Exercise
Repeat the material exactly, every line of it.

Given material
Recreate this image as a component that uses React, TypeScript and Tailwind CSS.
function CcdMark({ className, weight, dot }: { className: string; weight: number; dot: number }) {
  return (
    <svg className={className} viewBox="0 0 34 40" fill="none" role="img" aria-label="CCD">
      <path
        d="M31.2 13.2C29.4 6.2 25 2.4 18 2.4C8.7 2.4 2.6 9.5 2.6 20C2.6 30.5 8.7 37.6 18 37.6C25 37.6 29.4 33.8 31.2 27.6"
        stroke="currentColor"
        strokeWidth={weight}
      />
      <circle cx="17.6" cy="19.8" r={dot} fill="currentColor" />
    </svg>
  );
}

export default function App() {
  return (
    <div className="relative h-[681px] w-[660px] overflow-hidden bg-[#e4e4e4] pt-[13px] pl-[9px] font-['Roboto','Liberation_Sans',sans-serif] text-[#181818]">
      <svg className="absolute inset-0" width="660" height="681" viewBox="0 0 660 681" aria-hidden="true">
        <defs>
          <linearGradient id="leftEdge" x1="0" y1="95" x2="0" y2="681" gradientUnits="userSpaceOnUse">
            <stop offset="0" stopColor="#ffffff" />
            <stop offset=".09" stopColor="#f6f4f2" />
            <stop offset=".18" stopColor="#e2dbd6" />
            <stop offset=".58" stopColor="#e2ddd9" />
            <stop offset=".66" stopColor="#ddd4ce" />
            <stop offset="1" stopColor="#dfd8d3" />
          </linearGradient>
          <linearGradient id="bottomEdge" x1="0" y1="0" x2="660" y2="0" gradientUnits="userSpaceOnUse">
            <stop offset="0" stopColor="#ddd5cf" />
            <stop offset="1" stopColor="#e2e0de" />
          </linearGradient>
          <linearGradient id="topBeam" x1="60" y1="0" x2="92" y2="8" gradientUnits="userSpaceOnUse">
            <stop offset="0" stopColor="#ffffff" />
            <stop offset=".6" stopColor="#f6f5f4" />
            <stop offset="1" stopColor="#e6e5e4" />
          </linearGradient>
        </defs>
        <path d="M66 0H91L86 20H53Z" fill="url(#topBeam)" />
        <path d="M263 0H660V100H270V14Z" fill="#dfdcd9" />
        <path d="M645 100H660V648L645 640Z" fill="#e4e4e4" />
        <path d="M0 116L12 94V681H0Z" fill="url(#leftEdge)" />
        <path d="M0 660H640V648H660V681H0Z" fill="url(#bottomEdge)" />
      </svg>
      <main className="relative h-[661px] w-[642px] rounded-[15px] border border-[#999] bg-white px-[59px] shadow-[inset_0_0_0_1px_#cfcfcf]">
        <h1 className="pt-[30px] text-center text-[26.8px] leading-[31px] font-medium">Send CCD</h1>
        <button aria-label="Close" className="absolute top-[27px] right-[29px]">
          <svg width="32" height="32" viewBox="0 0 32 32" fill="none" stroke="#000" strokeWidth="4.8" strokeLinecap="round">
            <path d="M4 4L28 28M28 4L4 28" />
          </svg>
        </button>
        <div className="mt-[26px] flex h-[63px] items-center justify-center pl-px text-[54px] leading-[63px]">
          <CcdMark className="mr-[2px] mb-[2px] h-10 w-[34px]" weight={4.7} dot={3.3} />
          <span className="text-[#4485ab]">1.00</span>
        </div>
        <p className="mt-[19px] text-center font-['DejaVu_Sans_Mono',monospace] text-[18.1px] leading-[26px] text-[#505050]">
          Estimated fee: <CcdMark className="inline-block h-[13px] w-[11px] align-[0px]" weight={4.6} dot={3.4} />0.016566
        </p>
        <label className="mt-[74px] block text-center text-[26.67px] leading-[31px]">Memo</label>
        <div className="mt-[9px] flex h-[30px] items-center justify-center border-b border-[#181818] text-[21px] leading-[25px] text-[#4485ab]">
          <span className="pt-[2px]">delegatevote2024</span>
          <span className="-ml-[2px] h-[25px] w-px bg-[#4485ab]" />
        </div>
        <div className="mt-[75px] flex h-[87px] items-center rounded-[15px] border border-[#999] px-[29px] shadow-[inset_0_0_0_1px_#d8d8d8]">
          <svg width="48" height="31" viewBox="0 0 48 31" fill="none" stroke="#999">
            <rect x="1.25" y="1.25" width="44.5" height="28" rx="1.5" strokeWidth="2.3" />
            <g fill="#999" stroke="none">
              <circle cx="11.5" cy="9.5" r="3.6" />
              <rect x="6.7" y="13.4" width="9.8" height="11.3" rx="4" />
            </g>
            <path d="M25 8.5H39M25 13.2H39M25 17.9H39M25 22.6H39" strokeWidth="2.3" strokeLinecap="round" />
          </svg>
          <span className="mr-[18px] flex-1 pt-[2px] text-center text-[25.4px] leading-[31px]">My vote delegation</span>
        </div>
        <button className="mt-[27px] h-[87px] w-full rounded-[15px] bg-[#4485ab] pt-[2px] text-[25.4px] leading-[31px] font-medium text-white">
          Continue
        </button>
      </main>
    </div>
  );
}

Correct output
Recreate this image as a component that uses React, TypeScript and Tailwind CSS.
function CcdMark({ className, weight, dot }: { className: string; weight: number; dot: number }) {
  return (
    <svg className={className} viewBox="0 0 34 40" fill="none" role="img" aria-label="CCD">
      <path
        d="M31.2 13.2C29.4 6.2 25 2.4 18 2.4C8.7 2.4 2.6 9.5 2.6 20C2.6 30.5 8.7 37.6 18 37.6C25 37.6 29.4 33.8 31.2 27.6"
        stroke="currentColor"
        strokeWidth={weight}
      />
      <circle cx="17.6" cy="19.8" r={dot} fill="currentColor" />
    </svg>
  );
}

export default function App() {
  return (
    <div className="relative h-[681px] w-[660px] overflow-hidden bg-[#e4e4e4] pt-[13px] pl-[9px] font-['Roboto','Liberation_Sans',sans-serif] text-[#181818]">
      <svg className="absolute inset-0" width="660" height="681" viewBox="0 0 660 681" aria-hidden="true">
        <defs>
          <linearGradient id="leftEdge" x1="0" y1="95" x2="0" y2="681" gradientUnits="userSpaceOnUse">
            <stop offset="0" stopColor="#ffffff" />
            <stop offset=".09" stopColor="#f6f4f2" />
            <stop offset=".18" stopColor="#e2dbd6" />
            <stop offset=".58" stopColor="#e2ddd9" />
            <stop offset=".66" stopColor="#ddd4ce" />
            <stop offset="1" stopColor="#dfd8d3" />
          </linearGradient>
          <linearGradient id="bottomEdge" x1="0" y1="0" x2="660" y2="0" gradientUnits="userSpaceOnUse">
            <stop offset="0" stopColor="#ddd5cf" />
            <stop offset="1" stopColor="#e2e0de" />
          </linearGradient>
          <linearGradient id="topBeam" x1="60" y1="0" x2="92" y2="8" gradientUnits="userSpaceOnUse">
            <stop offset="0" stopColor="#ffffff" />
            <stop offset=".6" stopColor="#f6f5f4" />
            <stop offset="1" stopColor="#e6e5e4" />
          </linearGradient>
        </defs>
        <path d="M66 0H91L86 20H53Z" fill="url(#topBeam)" />
        <path d="M263 0H660V100H270V14Z" fill="#dfdcd9" />
        <path d="M645 100H660V648L645 640Z" fill="#e4e4e4" />
        <path d="M0 116L12 94V681H0Z" fill="url(#leftEdge)" />
        <path d="M0 660H640V648H660V681H0Z" fill="url(#bottomEdge)" />
      </svg>
      <main className="relative h-[661px] w-[642px] rounded-[15px] border border-[#999] bg-white px-[59px] shadow-[inset_0_0_0_1px_#cfcfcf]">
        <h1 className="pt-[30px] text-center text-[26.8px] leading-[31px] font-medium">Send CCD</h1>
        <button aria-label="Close" className="absolute top-[27px] right-[29px]">
          <svg width="32" height="32" viewBox="0 0 32 32" fill="none" stroke="#000" strokeWidth="4.8" strokeLinecap="round">
            <path d="M4 4L28 28M28 4L4 28" />
          </svg>
        </button>
        <div className="mt-[26px] flex h-[63px] items-center justify-center pl-px text-[54px] leading-[63px]">
          <CcdMark className="mr-[2px] mb-[2px] h-10 w-[34px]" weight={4.7} dot={3.3} />
          <span className="text-[#4485ab]">1.00</span>
        </div>
        <p className="mt-[19px] text-center font-['DejaVu_Sans_Mono',monospace] text-[18.1px] leading-[26px] text-[#505050]">
          Estimated fee: <CcdMark className="inline-block h-[13px] w-[11px] align-[0px]" weight={4.6} dot={3.4} />0.016566
        </p>
        <label className="mt-[74px] block text-center text-[26.67px] leading-[31px]">Memo</label>
        <div className="mt-[9px] flex h-[30px] items-center justify-center border-b border-[#181818] text-[21px] leading-[25px] text-[#4485ab]">
          <span className="pt-[2px]">delegatevote2024</span>
          <span className="-ml-[2px] h-[25px] w-px bg-[#4485ab]" />
        </div>
        <div className="mt-[75px] flex h-[87px] items-center rounded-[15px] border border-[#999] px-[29px] shadow-[inset_0_0_0_1px_#d8d8d8]">
          <svg width="48" height="31" viewBox="0 0 48 31" fill="none" stroke="#999">
            <rect x="1.25" y="1.25" width="44.5" height="28" rx="1.5" strokeWidth="2.3" />
            <g fill="#999" stroke="none">
              <circle cx="11.5" cy="9.5" r="3.6" />
              <rect x="6.7" y="13.4" width="9.8" height="11.3" rx="4" />
            </g>
            <path d="M25 8.5H39M25 13.2H39M25 17.9H39M25 22.6H39" strokeWidth="2.3" strokeLinecap="round" />
          </svg>
          <span className="mr-[18px] flex-1 pt-[2px] text-center text-[25.4px] leading-[31px]">My vote delegation</span>
        </div>
        <button className="mt-[27px] h-[87px] w-full rounded-[15px] bg-[#4485ab] pt-[2px] text-[25.4px] leading-[31px] font-medium text-white">
          Continue
        </button>
      </main>
    </div>
  );
}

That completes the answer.